** Task instructions **
For the records that follow, return only the count of lines containing the string "React".

———

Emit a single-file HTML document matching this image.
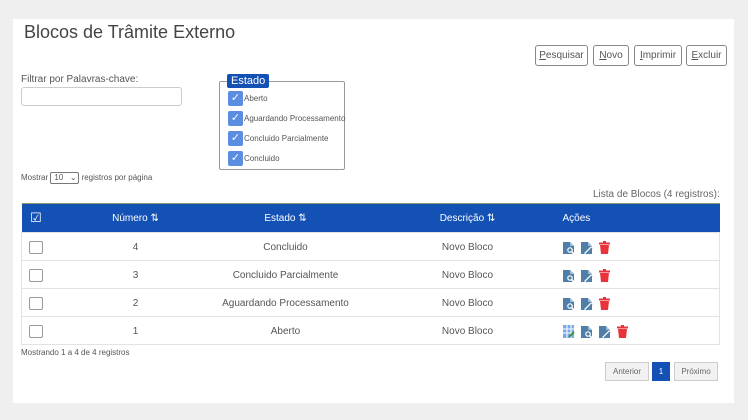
<!DOCTYPE html>
<html><head><style>
*{box-sizing:border-box;margin:0;padding:0}
body{width:748px;height:420px;background:#efefef;font-family:"Liberation Sans",sans-serif;color:#333;position:relative;overflow:hidden}
.panel{position:absolute;left:13px;top:19px;width:721px;height:384px;background:#fff}
.a{position:absolute}
h1{position:absolute;left:24px;top:22px;font-size:18px;font-weight:normal;color:#444}
.btn{position:absolute;top:45px;height:21px;border:1px solid #888;border-radius:3px;font-size:10px;color:#555;line-height:19px;text-align:center;background:#fff}
.cb{width:15px;height:15px;background:#5b8ee0;border-radius:2px;position:absolute;left:8px;color:#fff;font-size:11px;line-height:15px;text-align:center}
.lbl{position:absolute;left:24px;font-size:8px;color:#555}
table{position:absolute;left:21px;top:203px;width:699px;border-collapse:collapse;font-size:10px;color:#555;table-layout:fixed}
thead tr{background:#1351b4;color:#fff;height:29px;border-top:1px solid #8a9a6a}
td,th{font-weight:normal;text-align:center;border-bottom:1px solid #e3e3e3}
tbody tr{height:28px}
tbody td{padding-top:2px}
tbody td:first-child{border-left:1px solid #e3e3e3}
tbody td:last-child{border-right:1px solid #e3e3e3}
.ck{display:inline-block;width:14px;height:13px;border:1px solid #999;border-radius:2px;vertical-align:middle}
.ic{display:inline-block;vertical-align:middle;margin-right:6px}
.pg{position:absolute;top:362px;height:19px;font-size:8px;line-height:17px;text-align:center;border:1px solid #ccc;background:#f2f2f2;color:#666}
.d{padding-left:34px}
.ac{text-align:left;padding-left:12px}
</style></head><body>
<div class="panel"></div>
<h1>Blocos de Trâmite Externo</h1>
<div class="btn" style="left:535px;width:53px"><u>P</u>esquisar</div>
<div class="btn" style="left:593px;width:36px"><u>N</u>ovo</div>
<div class="btn" style="left:634px;width:48px"><u>I</u>mprimir</div>
<div class="btn" style="left:686px;width:41px"><u>E</u>xcluir</div>
<div class="a" style="left:21px;top:74px;font-size:10px;color:#555">Filtrar por Palavras-chave:</div>
<div class="a" style="left:21px;top:87px;width:161px;height:19px;border:1px solid #ccc;border-radius:3px"></div>
<div class="a" style="left:219px;top:81px;width:126px;height:89px;border:1px solid #999;border-radius:2px">
 <div class="a" style="left:7px;top:-8px;background:#1351b4;color:#fff;font-size:11px;padding:0 4px;line-height:14px;border-radius:2px">Estado</div>
 <div class="cb" style="top:9px">✓</div><div class="lbl" style="top:12px">Aberto</div>
 <div class="cb" style="top:29px">✓</div><div class="lbl" style="top:32px;white-space:nowrap">Aguardando Processamento</div>
 <div class="cb" style="top:49px">✓</div><div class="lbl" style="top:52px">Concluido Parcialmente</div>
 <div class="cb" style="top:69px">✓</div><div class="lbl" style="top:72px">Concluido</div>
</div>
<div class="a" style="left:21px;top:172px;font-size:8px;color:#555">Mostrar <span style="display:inline-block;width:29px;height:12px;border:1px solid #777;border-radius:2px;font-size:8px;line-height:10px;padding-left:3px;vertical-align:middle">10 &nbsp;&nbsp;⌄</span> registros por página</div>
<div class="a" style="left:593px;top:189px;font-size:10px;color:#666">Lista de Blocos (4 registros):</div>
<table>
<colgroup><col style="width:29px"><col style="width:170px"><col style="width:130px"><col style="width:200px"><col></colgroup>
<thead><tr><th style="font-size:13px">☑</th><th>Número ⇅</th><th>Estado ⇅</th><th class="d">Descrição ⇅</th><th class="ac">Ações</th></tr></thead>
<tbody>
<tr><td><span class="ck"></span></td><td>4</td><td>Concluido</td><td class="d">Novo Bloco</td><td class="ac acts"></td></tr>
<tr><td><span class="ck"></span></td><td>3</td><td>Concluido Parcialmente</td><td class="d">Novo Bloco</td><td class="ac acts"></td></tr>
<tr><td><span class="ck"></span></td><td>2</td><td>Aguardando Processamento</td><td class="d">Novo Bloco</td><td class="ac acts"></td></tr>
<tr><td><span class="ck"></span></td><td>1</td><td>Aberto</td><td class="d">Novo Bloco</td><td class="ac acts4"></td></tr>
</tbody></table>
<div class="a" style="left:21px;top:348px;font-size:8px;color:#555">Mostrando 1 a 4 de 4 registros</div>
<div class="pg" style="left:605px;width:44px">Anterior</div>
<div class="pg" style="left:652px;width:18px;background:#1351b4;color:#fff;border-color:#1351b4">1</div>
<div class="pg" style="left:674px;width:44px">Próximo</div>
<script>
var doc='<svg class="ic" width="12" height="14" viewBox="0 0 12 14"><path d="M0 1h7l4 4v8H0z" fill="#4f7fa8"/><path d="M7 1v4h4" fill="#9fbcd6"/><circle cx="7" cy="9" r="2.8" fill="#fff"/><circle cx="7" cy="9" r="1.6" fill="#4f7fa8"/><path d="M8.5 10.5l2.5 2.5" stroke="#fff" stroke-width="1.6"/></svg>';
var ed='<svg class="ic" width="12" height="14" viewBox="0 0 12 14"><path d="M0 1h7l4 4v8H0z" fill="#4f7fa8"/><path d="M7 1v4h4" fill="#9fbcd6"/><path d="M4 13l7-7" stroke="#fff" stroke-width="2.5"/><path d="M5 13l6-6" stroke="#4f7fa8" stroke-width="1.4"/></svg>';
var tr='<svg class="ic" width="11" height="13" viewBox="0 0 11 13"><rect x="0" y="1.5" width="11" height="2" fill="#e8333a"/><rect x="4" y="0" width="3" height="2" fill="#e8333a"/><path d="M1 4h9l-1 9H2z" fill="#e8333a"/></svg>';
var gr='<svg class="ic" width="12" height="14" viewBox="0 0 12 14"><rect width="11" height="13" fill="#7aa8e8"/><path d="M0 4h11M0 8h11M4 0v13M8 0v13" stroke="#fff"/><path d="M6 12l5-5" stroke="#3a9a3a" stroke-width="2"/></svg>';
document.querySelectorAll('.acts').forEach(e=>e.innerHTML=doc+ed+tr);
document.querySelectorAll('.acts4').forEach(e=>e.innerHTML=gr+doc+ed+tr);
</script>
</body></html>
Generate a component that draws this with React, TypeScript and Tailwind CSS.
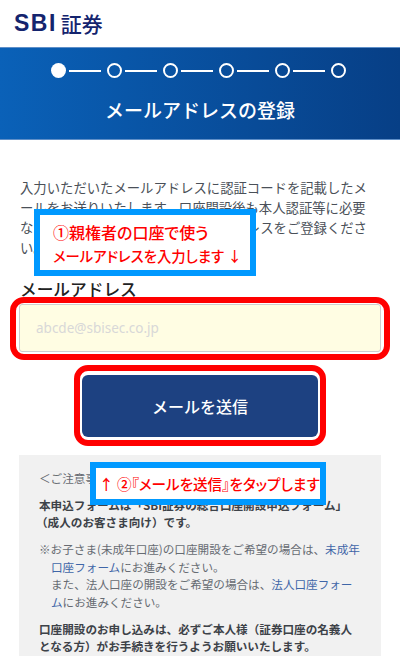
import React from "react";

const jp = "font-['Noto_Sans_CJK_JP','Noto_Sans',sans-serif]";

const steps = [0, 1, 2, 3, 4, 5];

function StepDots() {
  return (
    <div className="flex items-center justify-center pr-[4px]">
      {steps.map((s) => (
        <React.Fragment key={s}>
          {s > 0 && <div className="w-[32px] h-[2px] ml-[3px] mr-[6px] bg-white" />}
          <div className={s === 0 ? "w-[15px] h-[15px] rounded-full bg-white" : "w-[15px] h-[15px] rounded-full border-2 border-white"} />
        </React.Fragment>
      ))}
    </div>
  );
}

export default function App() {
  return (
    <div className={`relative w-[400px] h-[656px] overflow-hidden bg-white ${jp}`}>
      {/* logo */}
      <div className="h-[47px] pl-[14px] pt-[9px] flex items-start text-[#14246e] leading-[28px]">
        <span className="font-['Liberation_Sans',sans-serif] font-bold text-[23px] tracking-[1.5px]">SBI</span>
        <span className="ml-[4px] text-[21px] font-medium">証券</span>
      </div>

      {/* header band */}
      <div className="h-[93px] pt-[15px] bg-gradient-to-r from-[#0a61b8] to-[#073f86] border-y border-[#5f8fc8]">
        <StepDots />
        <div className="mt-[18px] text-center text-white text-[19px] leading-[28px] font-medium">メールアドレスの登録</div>
      </div>

      {/* description */}
      <p className="mt-[38px] ml-[20px] w-[350px] text-[13.35px] leading-[20px] text-[#4a5058]">
        入力いただいたメールアドレスに認証コードを記載したメールをお送りいたします。口座開設後も本人認証等に必要なため、普段ご利用になるメールアドレスをご登録ください。
      </p>

      <div className="mt-[19px] mx-[20px] text-[16.7px] leading-[24px] font-medium text-[#222]">メールアドレス</div>

      {/* input */}
      <div className="mt-[3px] mx-[19px] h-[48px] px-[16px] flex items-center rounded-[3px] border border-[#cfcfcf] bg-[#fffde3] text-[13.5px] text-[#d8d8d8] font-['Noto_Sans',sans-serif]">
        abcde@sbisec.co.jp
      </div>

      {/* button */}
      <div className="mt-[23px] mx-[82px] h-[62px] flex items-center justify-center rounded-[6px] bg-[#1d4181] text-white text-[16px] font-medium">
        メールを送信
      </div>

      {/* notes */}
      <div className="mt-[18px] mx-[19px] h-[220px] px-[20px] pt-[15px] bg-[#f1f1f1] text-[11.6px] leading-[17.5px] text-[#666b72]">
        <p>＜ご注意事項＞</p>
        <p className="mt-[9px] font-bold text-[#3d4248]">
          本申込フォームは「SBI証券の総合口座開設申込フォーム」
          <br />
          <span className="-ml-[3px]">（成人のお客さま向け）です。</span>
        </p>
        <p className="mt-[9.5px] pl-[12px] -indent-[12px]">
          ※お子さま(未成年口座)の口座開設をご希望の場合は、<span className="text-[#3f66a8]">未成年口座フォーム</span>にお進みください。
        </p>
        <p className="pl-[12px]">
          また、法人口座の開設をご希望の場合は、<span className="text-[#3f66a8]">法人口座フォーム</span>にお進みください。
        </p>
        <p className="mt-[9.5px] font-bold text-[#3d4248]">
          口座開設のお申し込みは、必ずご本人様（証券口座の名義人となる方）がお手続きを行うようお願いいたします。
        </p>
      </div>

      {/* annotations laid over the page */}
      <div className="absolute left-[34px] top-[209px] w-[222px] h-[67px] pl-[13px] pt-[5px] border-[6px] border-[#0099ff] bg-white leading-[24px] text-[#ff0000] font-medium whitespace-nowrap [font-feature-settings:'palt']">
        <div className="text-[16px]">①親権者の口座で使う</div>
        <div className="text-[14.4px]">メールアドレスを入力します ↓</div>
      </div>
      <div className="absolute left-[10px] top-[297px] w-[380px] h-[63px] rounded-[14px] border-[6px] border-[#ff0000]" />
      <div className="absolute left-[74px] top-[365px] w-[252px] h-[81px] rounded-[14px] border-[6px] border-[#ff0000]" />
      <div className="absolute left-[90px] top-[462px] w-[236px] h-[43px] pl-[3px] flex items-center border-[6px] border-[#0099ff] bg-white text-[14.6px] text-[#ff0000] font-medium whitespace-nowrap [font-feature-settings:'palt']">
        ↑ ②『メールを送信』をタップします
      </div>
    </div>
  );
}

———

** The solution **
4